▸ What needs to be done
Copy out every line exactly, passing over the pictures.

▸ Dataset content
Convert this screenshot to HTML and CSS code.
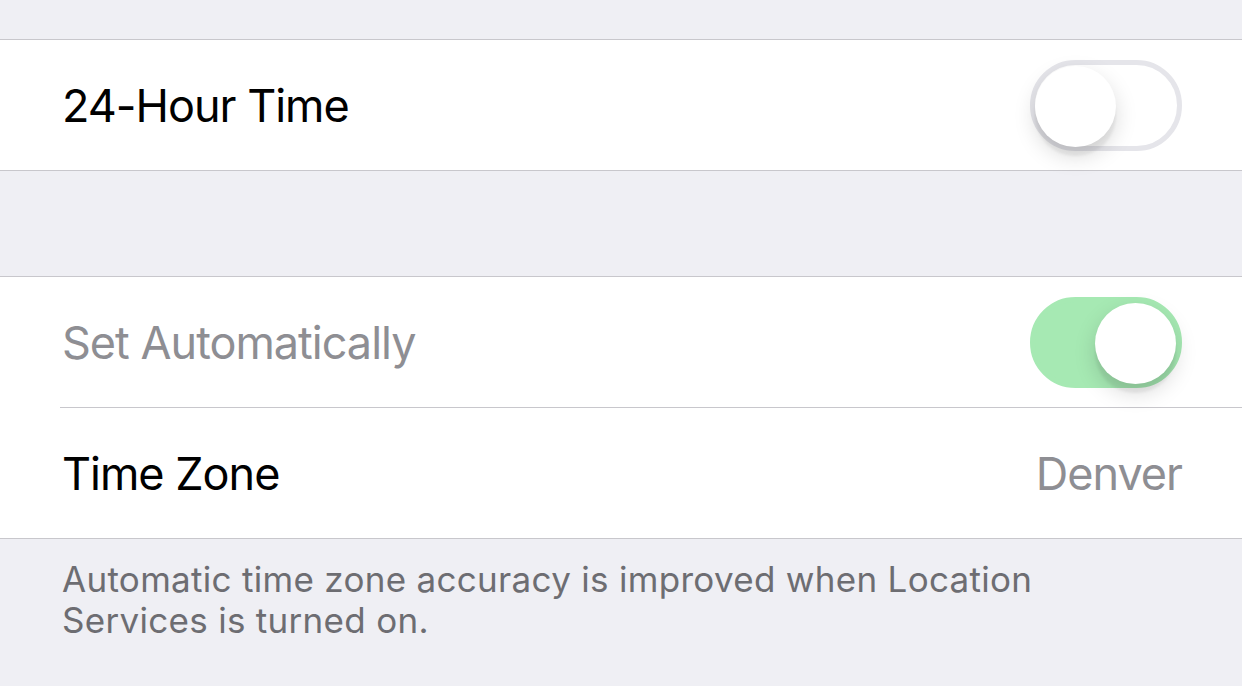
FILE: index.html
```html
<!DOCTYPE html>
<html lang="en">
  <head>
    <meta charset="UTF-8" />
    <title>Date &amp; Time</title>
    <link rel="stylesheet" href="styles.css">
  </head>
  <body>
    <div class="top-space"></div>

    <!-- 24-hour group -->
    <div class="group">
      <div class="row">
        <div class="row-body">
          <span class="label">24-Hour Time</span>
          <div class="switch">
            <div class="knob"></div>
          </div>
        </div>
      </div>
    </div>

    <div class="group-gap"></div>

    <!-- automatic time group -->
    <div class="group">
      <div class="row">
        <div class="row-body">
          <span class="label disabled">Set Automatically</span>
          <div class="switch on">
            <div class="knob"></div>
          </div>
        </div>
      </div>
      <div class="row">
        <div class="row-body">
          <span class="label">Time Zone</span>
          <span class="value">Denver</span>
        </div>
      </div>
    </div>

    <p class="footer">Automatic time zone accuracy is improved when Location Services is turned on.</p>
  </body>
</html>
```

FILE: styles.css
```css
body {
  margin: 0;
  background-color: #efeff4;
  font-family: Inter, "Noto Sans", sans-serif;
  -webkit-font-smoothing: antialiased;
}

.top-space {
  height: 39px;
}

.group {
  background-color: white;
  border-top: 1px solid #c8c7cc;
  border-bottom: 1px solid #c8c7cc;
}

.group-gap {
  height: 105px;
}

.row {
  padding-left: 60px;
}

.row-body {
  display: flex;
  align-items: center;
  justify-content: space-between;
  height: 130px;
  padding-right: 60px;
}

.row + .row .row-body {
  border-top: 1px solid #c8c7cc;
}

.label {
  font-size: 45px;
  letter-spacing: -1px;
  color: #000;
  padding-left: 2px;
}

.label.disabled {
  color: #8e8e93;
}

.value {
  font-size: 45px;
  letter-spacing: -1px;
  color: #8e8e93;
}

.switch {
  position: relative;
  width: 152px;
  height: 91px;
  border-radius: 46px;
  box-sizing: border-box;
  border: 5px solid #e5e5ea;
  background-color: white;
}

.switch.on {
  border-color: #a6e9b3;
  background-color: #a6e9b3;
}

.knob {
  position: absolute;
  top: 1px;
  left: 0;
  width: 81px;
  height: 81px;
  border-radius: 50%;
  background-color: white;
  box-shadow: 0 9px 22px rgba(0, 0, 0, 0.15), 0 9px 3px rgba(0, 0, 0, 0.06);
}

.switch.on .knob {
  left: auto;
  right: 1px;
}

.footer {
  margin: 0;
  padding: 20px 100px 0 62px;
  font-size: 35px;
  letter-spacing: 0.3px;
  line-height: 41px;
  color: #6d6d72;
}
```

▸ Solution for this task
Convert this screenshot to HTML and CSS code.
FILE: index.html
```html
<!DOCTYPE html>
<html lang="en">
  <head>
    <meta charset="UTF-8" />
    <title>Date &amp; Time</title>
    <link rel="stylesheet" href="styles.css">
  </head>
  <body>
    <div class="top-space"></div>

    <!-- 24-hour group -->
    <div class="group">
      <div class="row">
        <div class="row-body">
          <span class="label">24-Hour Time</span>
          <div class="switch">
            <div class="knob"></div>
          </div>
        </div>
      </div>
    </div>

    <div class="group-gap"></div>

    <!-- automatic time group -->
    <div class="group">
      <div class="row">
        <div class="row-body">
          <span class="label disabled">Set Automatically</span>
          <div class="switch on">
            <div class="knob"></div>
          </div>
        </div>
      </div>
      <div class="row">
        <div class="row-body">
          <span class="label">Time Zone</span>
          <span class="value">Denver</span>
        </div>
      </div>
    </div>

    <p class="footer">Automatic time zone accuracy is improved when Location Services is turned on.</p>
  </body>
</html>
```

FILE: styles.css
```css
body {
  margin: 0;
  background-color: #efeff4;
  font-family: Inter, "Noto Sans", sans-serif;
  -webkit-font-smoothing: antialiased;
}

.top-space {
  height: 39px;
}

.group {
  background-color: white;
  border-top: 1px solid #c8c7cc;
  border-bottom: 1px solid #c8c7cc;
}

.group-gap {
  height: 105px;
}

.row {
  padding-left: 60px;
}

.row-body {
  display: flex;
  align-items: center;
  justify-content: space-between;
  height: 130px;
  padding-right: 60px;
}

.row + .row .row-body {
  border-top: 1px solid #c8c7cc;
}

.label {
  font-size: 45px;
  letter-spacing: -1px;
  color: #000;
  padding-left: 2px;
}

.label.disabled {
  color: #8e8e93;
}

.value {
  font-size: 45px;
  letter-spacing: -1px;
  color: #8e8e93;
}

.switch {
  position: relative;
  width: 152px;
  height: 91px;
  border-radius: 46px;
  box-sizing: border-box;
  border: 5px solid #e5e5ea;
  background-color: white;
}

.switch.on {
  border-color: #a6e9b3;
  background-color: #a6e9b3;
}

.knob {
  position: absolute;
  top: 1px;
  left: 0;
  width: 81px;
  height: 81px;
  border-radius: 50%;
  background-color: white;
  box-shadow: 0 9px 22px rgba(0, 0, 0, 0.15), 0 9px 3px rgba(0, 0, 0, 0.06);
}

.switch.on .knob {
  left: auto;
  right: 1px;
}

.footer {
  margin: 0;
  padding: 20px 100px 0 62px;
  font-size: 35px;
  letter-spacing: 0.3px;
  line-height: 41px;
  color: #6d6d72;
}
```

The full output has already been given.